O tarihlerde de sormuştuk, “Anlattığınız olaylarda, Türkiye Cumhuriyeti’nin tek kuruş kaybı yok. Tam aksine, kazancı var.. İhlal edilen, Türkiye’nin menfaatleri değil, ABD’nin menfaatleri..”

Ve sonrasında da noktayı koymuştuk: “Siz ABD’nin polisleri misiniz, yoksa Türkiye’nin mi?
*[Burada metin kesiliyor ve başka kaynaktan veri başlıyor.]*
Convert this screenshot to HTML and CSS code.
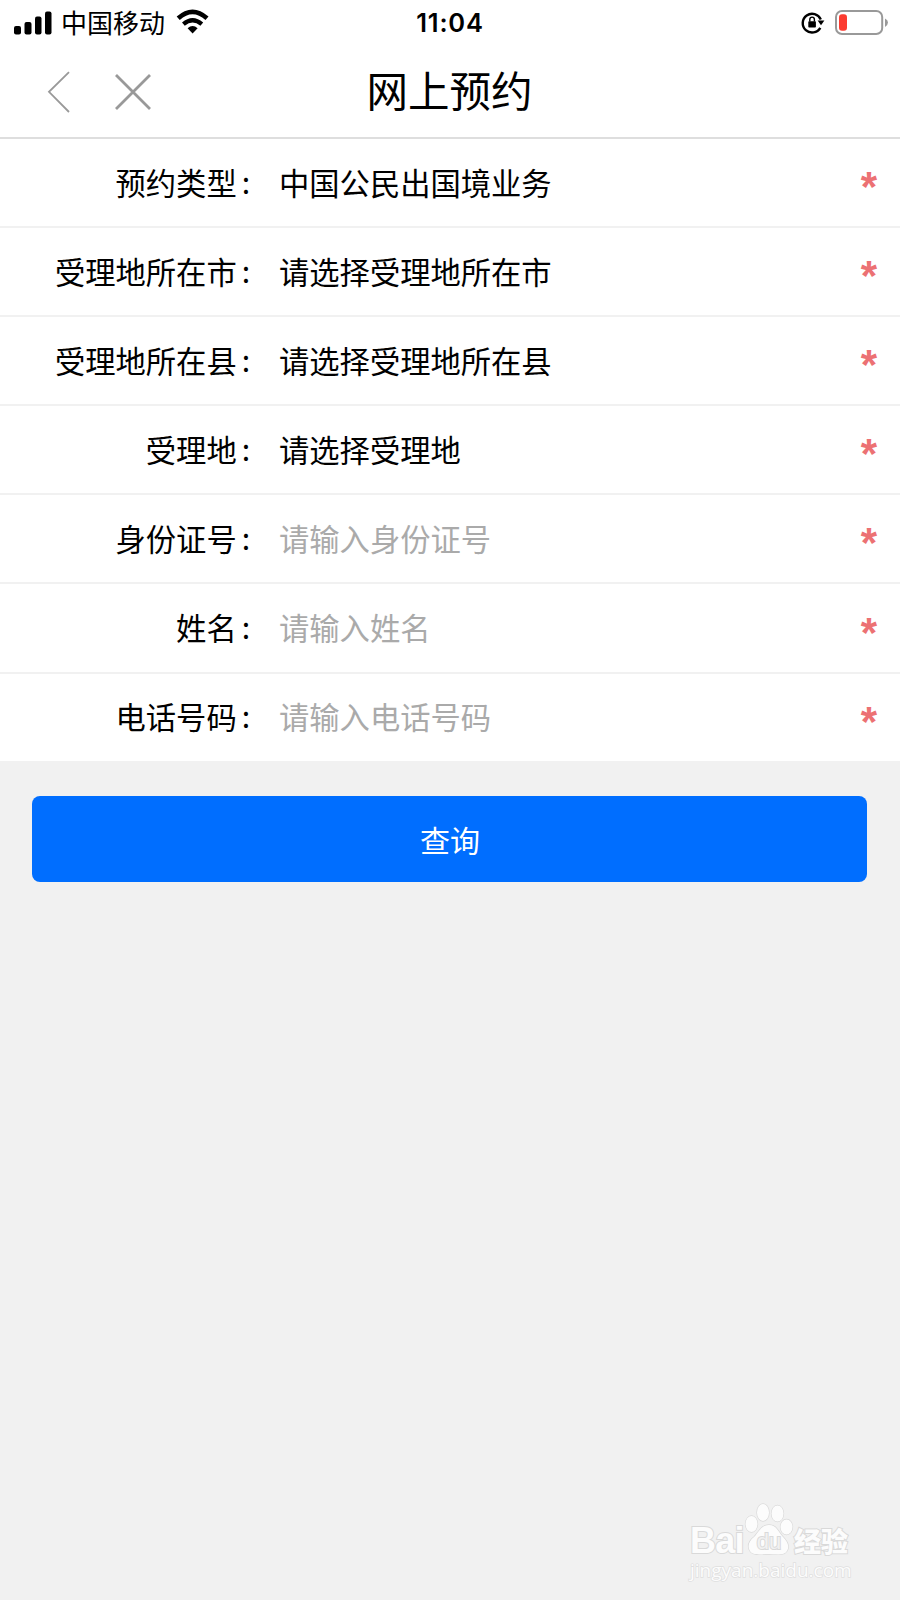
FILE: index.html
```html
<!DOCTYPE html>
<html lang="zh-CN">
<head>
    <meta charset="UTF-8">
    <meta name="viewport" content="width=device-width, initial-scale=1.0">
    <title>网上预约</title>
    <link rel="stylesheet" href="styles.css">
</head>
<body>

<!-- 状态栏 -->
<div class="status-bar">
    <div class="status-left">
        <svg width="38" height="24" viewBox="0 0 38 24">
            <rect x="0" y="15" width="7" height="8.5" rx="2"/>
            <rect x="10.5" y="11" width="7" height="12.5" rx="2"/>
            <rect x="21" y="5.5" width="6.5" height="18" rx="2"/>
            <rect x="31" y="0.5" width="6.5" height="23" rx="2"/>
        </svg>
        <span class="carrier">中国移动</span>
        <svg class="wifi" width="34" height="26" viewBox="0 0 34 26">
            <path d="M2.2 9.2Q16.5-3.6 31 9.2" fill="none" stroke="#000" stroke-width="4.6"/>
            <path d="M7.4 15.2Q16.6 7.2 25.8 15.2" fill="none" stroke="#000" stroke-width="4.2"/>
            <path d="M11.6 19.2Q16.6 14.8 21.6 19.2L16.6 24.4Z"/>
        </svg>
    </div>
    <div class="time">11:04</div>
    <div class="status-right">
        <svg width="24" height="24" viewBox="0 0 24 24">
            <path d="M19.3 16.8A9.4 9.4 0 1 1 19.8 8.5" fill="none" stroke="#000" stroke-width="2.4"/>
            <path d="M16.6 9.6H23.4L20 14.2Z"/>
            <rect x="7.3" y="10.2" width="7.6" height="6.3" rx="0.8"/>
            <path d="M8.8 10.5V8.4a2.3 2.3 0 0 1 4.6 0V10.5" fill="none" stroke="#000" stroke-width="1.4"/>
        </svg>
        <svg width="53" height="26" viewBox="0 0 53 26">
            <rect x="1" y="1" width="46.2" height="23" rx="6" fill="none" stroke="#999" stroke-width="2"/>
            <rect x="4" y="4.3" width="8" height="16.5" rx="3" fill="#fc3b30"/>
            <path d="M50 8.5Q53 10 53 12.6T50 17Z" fill="#999"/>
        </svg>
    </div>
</div>

<!-- 标题栏 -->
<header class="nav-bar">
    <div class="nav-buttons">
        <svg width="24" height="42" viewBox="0 0 24 42">
            <path d="M22 1.2L2 20.8L22 41" fill="none" stroke="#999" stroke-width="1.8"/>
        </svg>
        <svg width="36" height="36" viewBox="0 0 36 36">
            <path d="M1 1L35 35M35 1L1 35" fill="none" stroke="#999" stroke-width="2.8"/>
        </svg>
    </div>
    <h1>网上预约</h1>
</header>

<!-- 预约表单 -->
<div class="form">
    <div class="row">
        <div class="label">预约类型<span class="colon">:</span></div>
        <div class="value">中国公民出国境业务</div>
        <span class="required">*</span>
    </div>
    <div class="row">
        <div class="label">受理地所在市<span class="colon">:</span></div>
        <div class="value">请选择受理地所在市</div>
        <span class="required">*</span>
    </div>
    <div class="row">
        <div class="label">受理地所在县<span class="colon">:</span></div>
        <div class="value">请选择受理地所在县</div>
        <span class="required">*</span>
    </div>
    <div class="row">
        <div class="label">受理地<span class="colon">:</span></div>
        <div class="value">请选择受理地</div>
        <span class="required">*</span>
    </div>
    <div class="row">
        <div class="label">身份证号<span class="colon">:</span></div>
        <input class="value" type="text" placeholder="请输入身份证号">
        <span class="required">*</span>
    </div>
    <div class="row">
        <div class="label">姓名<span class="colon">:</span></div>
        <input class="value" type="text" placeholder="请输入姓名">
        <span class="required">*</span>
    </div>
    <div class="row">
        <div class="label">电话号码<span class="colon">:</span></div>
        <input class="value" type="text" placeholder="请输入电话号码">
        <span class="required">*</span>
    </div>
</div>

<button class="query-btn">查询</button>

<!-- 水印 -->
<div class="watermark">
    <div class="brand">
        <span class="bai">Bai</span>
        <div class="paw">
            <svg width="50" height="54" viewBox="0 0 50 54">
                <ellipse cx="7.5" cy="21" rx="6" ry="8"/>
                <ellipse cx="19" cy="9.5" rx="6" ry="8.5"/>
                <ellipse cx="33.5" cy="10.5" rx="6" ry="8"/>
                <ellipse cx="42.5" cy="24" rx="6" ry="7.5"/>
                <path d="M25 22C17 22 15 29 10 34C5 38 3 43 6 48C9 53 18 51 25 51C32 51 40 53 43 48C46 43 43 38 39 34C34 29 33 22 25 22Z"/>
            </svg>
            <span class="du">du</span>
        </div>
        <span class="jingyan">经验</span>
    </div>
    <div class="site">jingyan.baidu.com</div>
</div>

</body>
</html>
```
FILE: styles.css
```css
* {
    box-sizing: border-box;
}

body {
    font-family: "Noto Sans CJK SC", sans-serif;
    background-color: #f1f1f1;
    color: #000;
    margin: 0;
    min-height: 1600px;
    position: relative;
}

svg {
    display: block;
}

/* 状态栏 */
.status-bar {
    display: grid;
    grid-template-columns: 1fr auto 1fr;
    align-items: center;
    height: 46px;
    padding: 0 12px 0 14px;
    background-color: #fff;
}

.status-left,
.status-right {
    display: flex;
    align-items: center;
}

.status-right {
    justify-content: flex-end;
    gap: 10px;
    padding-bottom: 1px;
}

.carrier {
    font-size: 26px;
    line-height: 44px;
    margin: 0 11px 2px 9px;
}

.wifi {
    margin-top: -2px;
}

.time {
    font-family: Inter, sans-serif;
    font-size: 25.5px;
    font-weight: 600;
    letter-spacing: 0.8px;
    padding: 0 2px 1px 0;
}

/* 标题栏 */
.nav-bar {
    display: grid;
    grid-template-columns: 1fr auto 1fr;
    align-items: center;
    height: 93px;
    background-color: #fff;
    border-bottom: 2px solid #dedede;
}

.nav-buttons {
    display: flex;
    align-items: center;
    gap: 44px;
    padding-left: 47px;
}

.nav-bar h1 {
    font-size: 41.5px;
    font-weight: 400;
    line-height: 60px;
    margin: 0;
    padding: 0 1px 5px 0;
}

/* 预约表单 */
.form {
    background-color: #fff;
}

.row {
    display: flex;
    align-items: center;
    height: 89.1px;
    padding: 0 22px 2px 0;
    font-size: 30.3px;
    border-bottom: 2px solid #f1f1f1;
}

.row:last-child {
    height: 87px;
    border-bottom: none;
}

.label {
    width: 267px;
    text-align: right;
}

.colon {
    display: inline-block;
    width: 30.3px;
    padding-left: 5px;
    text-align: left;
    line-height: 1;
    transform: translateY(-1px);
}

.value {
    flex: 1;
    min-width: 0;
    margin-left: 12px;
    padding: 0;
    border: none;
    outline: none;
    background: none;
    font-family: inherit;
    font-size: inherit;
}

.value::placeholder {
    color: #aaa;
}

.required {
    color: #ec7173;
    font-family: "Liberation Sans", sans-serif;
    font-size: 42px;
    font-weight: bold;
    line-height: 40px;
    padding: 11px 1px 0 0;
}

.query-btn {
    display: block;
    width: 835px;
    height: 86px;
    margin: 35px 0 0 32.4px;
    padding: 0;
    border: none;
    border-radius: 8px;
    background-color: #006eff;
    color: #fff;
    font-family: inherit;
    font-size: 30px;
    cursor: pointer;
}

/* 水印 */
.watermark {
    position: absolute;
    left: 690px;
    top: 1503px;
    color: #fcfcfc;
    font-family: "Liberation Sans", sans-serif;
    -webkit-text-stroke: 2px #d9d9d9;
    paint-order: stroke fill;
}

.brand {
    display: flex;
    align-items: flex-end;
    height: 54px;
    font-weight: bold;
}

.bai {
    width: 54px;
    font-size: 36px;
    line-height: 32px;
    letter-spacing: -0.8px;
}

.paw {
    display: grid;
    width: 50px;
}

.paw svg,
.paw .du {
    grid-area: 1 / 1;
}

.paw svg {
    fill: #fcfcfc;
    stroke: #d9d9d9;
    stroke-width: 1.3;
}

.du {
    align-self: end;
    justify-self: center;
    margin-bottom: 4px;
    font-size: 22px;
    font-weight: normal;
    line-height: 22px;
    color: #f1f1f1;
}

.jingyan {
    font-family: "Noto Sans CJK SC", sans-serif;
    font-size: 27px;
    font-weight: 900;
    line-height: 32px;
}

.site {
    font-family: "Open Sans", sans-serif;
    font-size: 19px;
    line-height: 26px;
    -webkit-text-stroke: 1.5px #dfdfdf;
}
```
Ki, ABD haklarının ihlal edildiği bir konuda, Türkiye’nin hakları ihlal ediliyormuş gibi, operasyon yapıyorsunuz!”

Nihayet ABD’de New York Savcısı Preet Bharara, 17-25 Aralık operasyonlarında, hükümeti devirme girişimine bahane olarak kullanılan Reza Sarraf’ı tutuklattı da, işin gerçeğini bir de ABD gözlüğü ile görme imkanımız doğdu..

Reza’nın tutuklandığı soruşturmadaki suçlamaları okuduğumda..
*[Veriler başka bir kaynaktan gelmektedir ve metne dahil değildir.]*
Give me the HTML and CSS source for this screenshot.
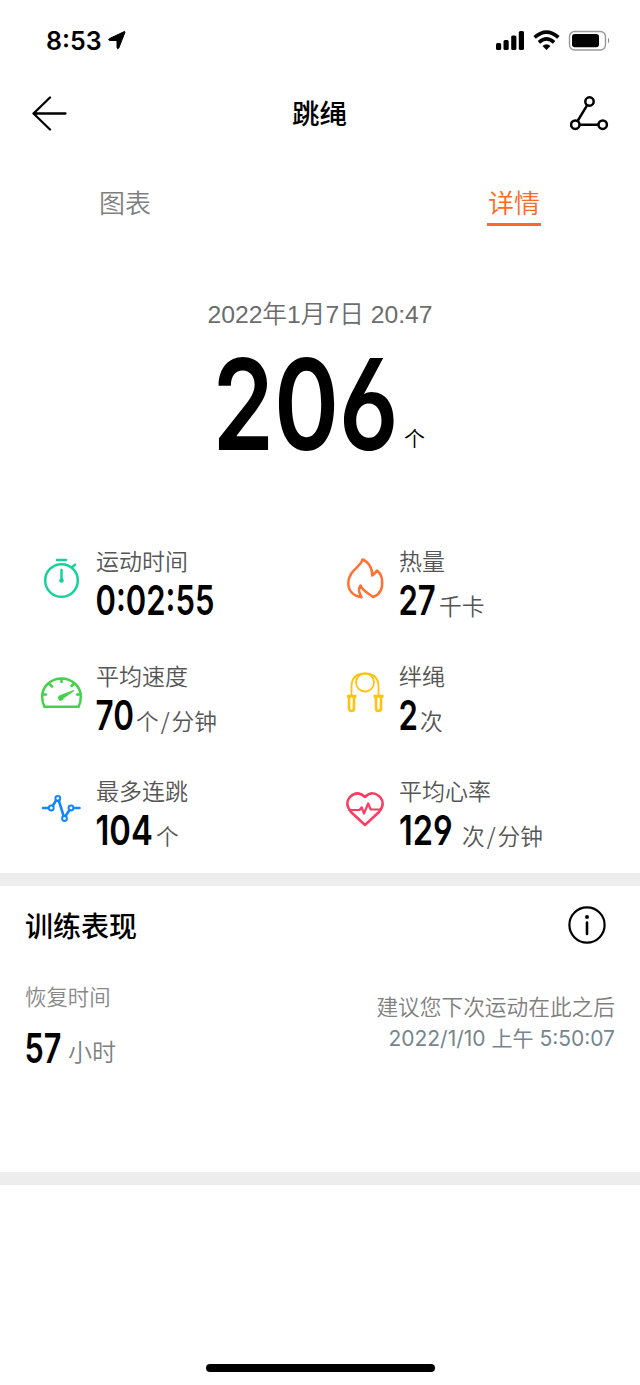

ABD’li savcıya, “Hay Allah razı olsun.. 2,5 sene önceki operasyonda ne numaralar çevrildiğini, biz Gülen cemaatinin tabanına anlatamadık. Şimdi senin bu iddianamenle, artık rahat rahat anlatırız” dedim, kendi kendime..

Nasıl mı?

Buyrun, 17 Aralık’ta hükümeti devirmek için, konu mankeni olarak kullanılan Reza Sarraf’a, ABD savcısının yönelttiği suçlamaları okuyalım, gerçeği görelim!

Ne diyor, iddianamesinde New York savcısı?

Şunu diyor:

“Birinci suç: Birleşik Devletler’i dolandırma!”

Hah işte..

Biz de 2.5 yıldır bunu demiyor muyuz?

Reza Sarraf’ın işleri, Türkiye aleyhine değil, ABD aleyhine..

Daha doğrusu, ABD eşkıyalık yapıyor.. Bir uyanık da (Reza isimli; fikri ile de, zikri ile de, mantığı ile de, yaşantısı ile de hiçbir uyuşmam olmayan kişi), o eşkıyalığı bozmak için, kafa çalıştırıp, işi kitabına uyduruyor.. Ne kadar uydurabilirse.. 

Bu sırada, Türkiye’nin tek kuruşuna dokunuyor mu? 

Hayır..

Belki eline fırsat geçse, dokunacaktır ama..

Şu an tartışmamız, o değil..

17 Aralık operasyonunu yapanların da... ABD savcısının da iddia ettiği suçlama şu: “ABD menfaatlerine zarar verdi..”

Hatta Reza için şunu da diyebilirim..

ABD’nin eşkıyalığını dolanmak için.. Kendisi para kazanırken.. Bir miktar da Türkiye’ye para kazandırıyor..

Peki, ABD savcısının iddianamesinde başka ne var?

“Uluslararası Ekonomik Güçler Yasası’nı ihlal etme” var..

Kimin bu düzenleme, Türkiye’nin mi?

Yooo..

ABD’nin..

O zaman, bize ne kardeşim, elalemin kanunundan..

Bize ne, ABD’nin yasasının ihlal edilmesinden. 

Ben ABD’nin kanunlarının bekçisi miyim?